Frankly, after all these months and years of uncertainty, to come along and say that there has to be another re-examination of railway management is an extremely unsatisfactory solution. Indeed, I wondered whether there was any significance in the fact that it was not announced by the Minister himself but by the Prime Minister, which suggested that the idea may have been produced strictly outside the Ministry itself. What are required at the moment from the Government and the Minister of Transport are certain clear decisions, and there is no reason why those decisions should not be given. I want to give examples of at least three or four of them which stem entirely from the Bill.

Let us take first the whole question of branch lines. We have an example in the Bill of the closing of Quainton Road Station. This is rather an unusual provision, because most stations and branch lines do not require legislation to be closed. They are closed after the Transport Users' Consultative Committee has considered them and a report and recommendations have been made.

We want a clear decision from the Government as to the policy to be pursued about branch lines. The hon. Member for Bolton, West (Mr. Holt) is quite right to say that where there is difficulty is where a branch line is neither profitable nor absolutely hopelessly unprofitable but where there is a middle position and where, with a little Government help, the line could be made profitable. I see no reason at all why the Commission itself should subsidise lines which are uneconomic.

If those lines are to be kept open and should be kept open for non-economic reasons, if there is a strategic, amenity, educational, or some other reason why those branch lines should be kept open, it is quite unfair to expect the Commission to bear responsibility, particularly if at the end, when the Commission is bearing that responsibility, it is accused of failing to observe strictly commercial principles. What we want from the Government is a clear statement of policy about those branch lines, which we fully recognise to be part of the public service, but which at the moment it is not possible to operate on a perfectly ordinary commercial basis.

The next point which stems straight from the Bill is the question of the development of sites, and the example given in the Bill is, of course, that of Euston Station. Here, again, we have the possibility that the Doric Arch at Euston Station may have to be removed. I think it is a hideous arch. I was rather expecting some hon. Member to say that it was part of our national heritage and that it was part of the duty of the Commission to provide for the benefit of overseas tourists an arch at Euston which could be typified as part of our way of life and catalogued in the British Travel and Holidays Board's brochure. I can only say that I am relieved that Chat has not been the case and that we are not told that the Commission also has the duty of maintaining ancient monuments.

Clearly, the Commission's duty at Euston is to get an efficient station. I gather that under the old L.M.S. powers it was in order for the old railway company to develop sites, including Euston, for other than strictly railway purposes, but under the 1947 Act, introduced by my right hon. Friends, those powers of site development were removed. Frankly, we believe that the time has now come when they should be restored.

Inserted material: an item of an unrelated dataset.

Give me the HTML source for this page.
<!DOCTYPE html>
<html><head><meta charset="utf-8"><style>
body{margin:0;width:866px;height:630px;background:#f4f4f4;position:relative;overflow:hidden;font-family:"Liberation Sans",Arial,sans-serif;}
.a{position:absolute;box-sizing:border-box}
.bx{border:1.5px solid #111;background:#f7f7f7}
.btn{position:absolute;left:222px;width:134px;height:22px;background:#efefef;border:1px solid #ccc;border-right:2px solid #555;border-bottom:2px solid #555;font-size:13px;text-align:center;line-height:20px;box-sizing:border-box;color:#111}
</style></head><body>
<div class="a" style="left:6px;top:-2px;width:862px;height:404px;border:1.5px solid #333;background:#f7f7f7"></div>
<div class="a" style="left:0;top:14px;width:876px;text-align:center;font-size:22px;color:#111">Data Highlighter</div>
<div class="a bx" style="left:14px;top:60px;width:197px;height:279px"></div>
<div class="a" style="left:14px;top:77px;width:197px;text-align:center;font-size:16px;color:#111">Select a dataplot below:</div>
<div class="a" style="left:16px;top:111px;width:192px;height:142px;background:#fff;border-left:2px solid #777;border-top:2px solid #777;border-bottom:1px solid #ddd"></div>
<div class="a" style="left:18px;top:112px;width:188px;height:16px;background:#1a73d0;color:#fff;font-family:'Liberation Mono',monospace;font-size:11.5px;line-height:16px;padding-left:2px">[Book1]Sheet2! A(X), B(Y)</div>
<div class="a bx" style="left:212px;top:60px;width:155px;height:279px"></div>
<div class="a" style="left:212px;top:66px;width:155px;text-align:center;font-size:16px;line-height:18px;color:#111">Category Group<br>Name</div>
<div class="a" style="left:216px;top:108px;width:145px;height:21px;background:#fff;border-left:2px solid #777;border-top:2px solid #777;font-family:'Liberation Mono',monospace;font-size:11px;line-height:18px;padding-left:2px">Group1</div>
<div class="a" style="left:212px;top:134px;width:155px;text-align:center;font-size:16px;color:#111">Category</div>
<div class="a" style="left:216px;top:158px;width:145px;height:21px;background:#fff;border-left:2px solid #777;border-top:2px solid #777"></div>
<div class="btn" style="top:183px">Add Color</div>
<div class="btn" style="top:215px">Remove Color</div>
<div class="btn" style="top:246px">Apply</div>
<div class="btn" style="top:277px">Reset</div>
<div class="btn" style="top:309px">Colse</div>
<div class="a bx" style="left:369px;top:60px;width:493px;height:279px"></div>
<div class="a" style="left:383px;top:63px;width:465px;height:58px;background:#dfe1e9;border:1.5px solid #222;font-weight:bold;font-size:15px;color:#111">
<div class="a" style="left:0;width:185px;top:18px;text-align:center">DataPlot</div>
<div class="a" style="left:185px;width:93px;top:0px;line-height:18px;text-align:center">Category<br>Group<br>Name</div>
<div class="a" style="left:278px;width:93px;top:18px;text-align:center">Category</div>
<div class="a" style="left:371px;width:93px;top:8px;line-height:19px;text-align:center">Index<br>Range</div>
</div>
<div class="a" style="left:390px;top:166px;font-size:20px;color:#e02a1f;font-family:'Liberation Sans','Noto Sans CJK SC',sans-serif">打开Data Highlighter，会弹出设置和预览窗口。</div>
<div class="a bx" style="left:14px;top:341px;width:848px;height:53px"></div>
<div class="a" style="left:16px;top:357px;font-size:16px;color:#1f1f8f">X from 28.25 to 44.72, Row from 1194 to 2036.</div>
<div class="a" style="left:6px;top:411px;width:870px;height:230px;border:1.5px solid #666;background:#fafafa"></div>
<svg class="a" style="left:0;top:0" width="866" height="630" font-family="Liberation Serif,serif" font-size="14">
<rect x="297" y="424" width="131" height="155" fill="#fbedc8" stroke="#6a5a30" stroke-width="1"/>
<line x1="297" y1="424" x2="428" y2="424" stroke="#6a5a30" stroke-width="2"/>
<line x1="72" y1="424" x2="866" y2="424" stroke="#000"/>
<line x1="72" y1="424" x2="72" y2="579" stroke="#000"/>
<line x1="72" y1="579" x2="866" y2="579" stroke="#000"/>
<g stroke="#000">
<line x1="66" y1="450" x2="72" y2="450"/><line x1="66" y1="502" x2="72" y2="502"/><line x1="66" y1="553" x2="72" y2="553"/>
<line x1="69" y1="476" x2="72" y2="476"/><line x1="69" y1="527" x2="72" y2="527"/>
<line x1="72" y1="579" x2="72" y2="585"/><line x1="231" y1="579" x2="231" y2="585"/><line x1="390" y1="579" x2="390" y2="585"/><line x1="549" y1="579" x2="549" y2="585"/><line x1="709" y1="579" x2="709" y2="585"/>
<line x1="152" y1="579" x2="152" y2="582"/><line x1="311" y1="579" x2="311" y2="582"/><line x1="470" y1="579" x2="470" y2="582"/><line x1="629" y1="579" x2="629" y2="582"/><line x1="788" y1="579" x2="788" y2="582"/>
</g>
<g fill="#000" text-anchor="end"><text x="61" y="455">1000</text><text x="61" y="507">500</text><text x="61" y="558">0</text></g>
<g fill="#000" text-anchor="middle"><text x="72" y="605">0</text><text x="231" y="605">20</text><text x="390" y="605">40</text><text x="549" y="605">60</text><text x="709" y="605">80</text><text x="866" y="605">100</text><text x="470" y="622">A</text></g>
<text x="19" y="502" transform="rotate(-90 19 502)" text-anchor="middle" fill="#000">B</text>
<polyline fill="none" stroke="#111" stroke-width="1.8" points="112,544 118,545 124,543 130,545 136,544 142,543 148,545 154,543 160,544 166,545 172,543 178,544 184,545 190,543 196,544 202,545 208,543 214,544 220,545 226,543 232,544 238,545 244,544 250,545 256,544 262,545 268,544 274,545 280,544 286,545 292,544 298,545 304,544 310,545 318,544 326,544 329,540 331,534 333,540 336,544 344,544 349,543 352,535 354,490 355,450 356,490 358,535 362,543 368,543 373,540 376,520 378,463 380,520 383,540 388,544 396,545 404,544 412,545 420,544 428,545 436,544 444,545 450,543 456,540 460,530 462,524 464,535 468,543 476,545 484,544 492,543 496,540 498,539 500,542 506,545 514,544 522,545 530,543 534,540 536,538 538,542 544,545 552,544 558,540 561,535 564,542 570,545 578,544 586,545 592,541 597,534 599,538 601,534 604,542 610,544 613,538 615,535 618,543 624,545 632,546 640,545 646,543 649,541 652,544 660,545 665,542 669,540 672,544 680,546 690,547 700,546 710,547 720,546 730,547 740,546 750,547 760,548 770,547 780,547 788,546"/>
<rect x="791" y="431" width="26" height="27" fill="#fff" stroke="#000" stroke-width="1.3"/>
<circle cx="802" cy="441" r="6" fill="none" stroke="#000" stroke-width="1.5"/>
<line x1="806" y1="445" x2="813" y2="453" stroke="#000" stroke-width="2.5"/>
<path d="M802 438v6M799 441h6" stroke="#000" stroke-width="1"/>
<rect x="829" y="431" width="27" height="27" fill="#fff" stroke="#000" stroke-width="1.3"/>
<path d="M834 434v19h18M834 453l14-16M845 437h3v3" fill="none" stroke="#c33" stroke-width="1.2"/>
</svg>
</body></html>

There may be two reasons for restoring those rights. One is that if the Commission can make a profit on valuable city sites, that profit should be made. If the Commission is forced to see its land, then that is in the character of a forced sale and the speculators who want to buy the land will benefit very greatly from the operation of the existing statutory provisions. It seems to me that it is to the great advantage of the taxpayer, who would otherwise have to provide money to meet a deficit, and to the great advantage of the Commission that the Commission should be allowed to develop those sites which it needs for a profitable purpose.

However, I am not so much concerned only with that aspect, although I think that the case is made out entirely. I am also concerned that those railway sites should be developed for transport purposes, because in practice we should benefit enormously if existing railway stations were redeveloped primarily to give greater transport use. One of the things which one notices very much about the London termini—and this applies to other large stations—is how bad are the arrangements for handling goods and passengers compared with those at London Airport and similar places. That is nobody's fault. "It is because they are old stations, but they cannot be redeveloped to provide for the modern handling of goods and passengers unless in that process something else is clone which makes the re-development profitable. One could not otherwise justify great expenditure purely for the convenience of passengers and goods.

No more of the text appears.